Students Hold Picnic in Parking Spot, Protest City's Lack of Green

PUBLISHED SEPTEMBER 24, 2007

Anyone who’s made a habit of running out to feed the meter knows parking spaces come at a premium in New York City.

So when several Columbia students rolled out fake grass and lawn chairs, and offered free apple cider on a parking spot on Broadway between 113th and 114th Streets last Friday, Dorothy McCullen, a resident of Morningside Heights, had reason to think “some nut will park on top of them.”

The activists that commandeered the spot on Broadway did so as part of National Park(ing) Day, an event that started in San Francisco in 2005 and expanded to cities across the country this year to raise awareness about the scarcity of green space in many urban areas.

In New York, support for National Park(ing) Day comes at a time when environmental groups across the city are galvanized by Mayor Michael Bloomberg’s PlaNYC proposals to make the city environmentally sustainable by the year 2030­—a plan which includes the controversial proposal to charge motorists $8 to drive in Manhattan below 86th Street.

Julie Raskin, CC ’08, one of the organizers of the event said “these temporary parks are symbolic for our need for more green space in New York City and a new way to think about public space.”

“Morningside Heights has great green spaces whereas most neighborhoods are not as fortunate,” Matthew Roe, GSAPP ’08 and another event organizer, said. Most people only want to walk five to ten minutes to get to their local parks, he added. This means areas such as the South Bronx, where parks are few and far between, suffer directly from lack of green community spaces.

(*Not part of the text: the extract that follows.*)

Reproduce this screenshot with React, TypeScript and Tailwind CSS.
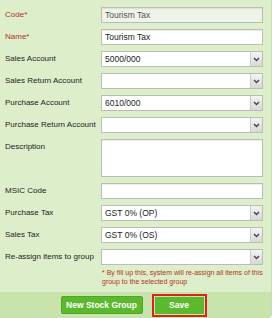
import React from 'react';

const font = { fontFamily: '"Liberation Sans", Arial, sans-serif' };

function Label({ text, required }: { text: string; required?: boolean }) {
  return (
    <div
      className={`w-[101px] shrink-0 pl-[5px] whitespace-nowrap text-[8px] leading-[16px] ${
        required ? 'text-[#b3301e]' : 'text-[#222]'
      }`}
    >
      {text}
      {required && '*'}
    </div>
  );
}

function TextBox({ value, disabled }: { value?: string; disabled?: boolean }) {
  return (
    <div
      className={`w-[162px] h-[16px] border border-[#b9bdb6] px-[3px] text-[8.5px] leading-[14px] whitespace-nowrap shadow-[inset_0_1px_1px_rgba(0,0,0,0.08)] ${
        disabled ? 'bg-[#eef4e8] text-[#555]' : 'bg-white text-[#222]'
      }`}
    >
      {value}
    </div>
  );
}

function SelectBox({ value }: { value?: string }) {
  return (
    <div className="w-[162px] h-[16px] border border-[#b9bdb6] bg-white flex text-[8.5px] leading-[14px] text-[#222] whitespace-nowrap">
      <div className="flex-1 px-[3px]">{value}</div>
      <div className="w-[12px] border-l border-[#c9ccc6] bg-gradient-to-b from-[#f4f4f4] to-[#d8d8d8] flex items-center justify-center">
        <svg width="7" height="5" viewBox="0 0 7 5">
          <path d="M1 1 L3.5 3.5 L6 1" stroke="#444" strokeWidth="1.4" fill="none" />
        </svg>
      </div>
    </div>
  );
}

function Row({ children }: { children: React.ReactNode }) {
  return <div className="flex items-start">{children}</div>;
}

export default function App() {
  return (
    <div className="w-[275px] h-[318px] bg-white" style={font}>
      <div className="w-[272px] h-[318px] bg-[#ddefca] border-r border-[#c7dcb3] rounded-br-[4px] flex flex-col overflow-hidden">
        <div className="flex-1 pt-[7px] flex flex-col gap-[6px]">
          <Row>
            <Label text="Code" required />
            <TextBox value="Tourism Tax" disabled />
          </Row>
          <Row>
            <Label text="Name" required />
            <TextBox value="Tourism Tax" />
          </Row>
          <Row>
            <Label text="Sales Account" />
            <SelectBox value="5000/000" />
          </Row>
          <Row>
            <Label text="Sales Return Account" />
            <SelectBox />
          </Row>
          <Row>
            <Label text="Purchase Account" />
            <SelectBox value="6010/000" />
          </Row>
          <Row>
            <Label text="Purchase Return Account" />
            <SelectBox />
          </Row>
          <Row>
            <Label text="Description" />
            <div className="w-[162px] h-[38px] border border-[#b9bdb6] bg-white shadow-[inset_0_1px_1px_rgba(0,0,0,0.08)]" />
          </Row>
          <Row>
            <Label text="MSIC Code" />
            <TextBox />
          </Row>
          <Row>
            <Label text="Purchase Tax" />
            <SelectBox value="GST 0% (OP)" />
          </Row>
          <Row>
            <Label text="Sales Tax" />
            <SelectBox value="GST 0% (OS)" />
          </Row>
          <div>
            <Row>
              <Label text="Re-assign items to group" />
              <SelectBox />
            </Row>
            <div className="ml-[102px] mt-[3px] w-[165px] text-[7px] leading-[9px] text-[#b3301e]">
              * By fill up this, system will re-assign all items of this group to the selected group
            </div>
          </div>
        </div>
        <div className="h-[26px] shrink-0 bg-[#c9e3ac] flex items-center justify-center gap-[9px] pr-[4px]">
          <button className="w-[82px] h-[18px] bg-[#5cb82c] text-white font-bold text-[8.5px] rounded-[2px] border border-[#4ea424] whitespace-nowrap">
            New Stock Group
          </button>
          <div className="border-2 border-[#d8241c] p-[1px]">
            <button className="w-[49px] h-[17px] bg-[#5cb82c] text-white font-bold text-[8.5px] block">
              Save
            </button>
          </div>
        </div>
      </div>
    </div>
  );
}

McCullen did not see the need for more green space, especially since many are owned privately and are fenced off to the public. “We hope that newly opened spaces will be available for the general public,” Roe said.

Along with a bass player and a gathering of concerned activists, the group sat on their lawn chairs and offered free cider from the farmers market to anyone interested. The chess players and booksellers, who are regulars to this stretch of Broadway, surrounded the temporary park, enjoying the music together.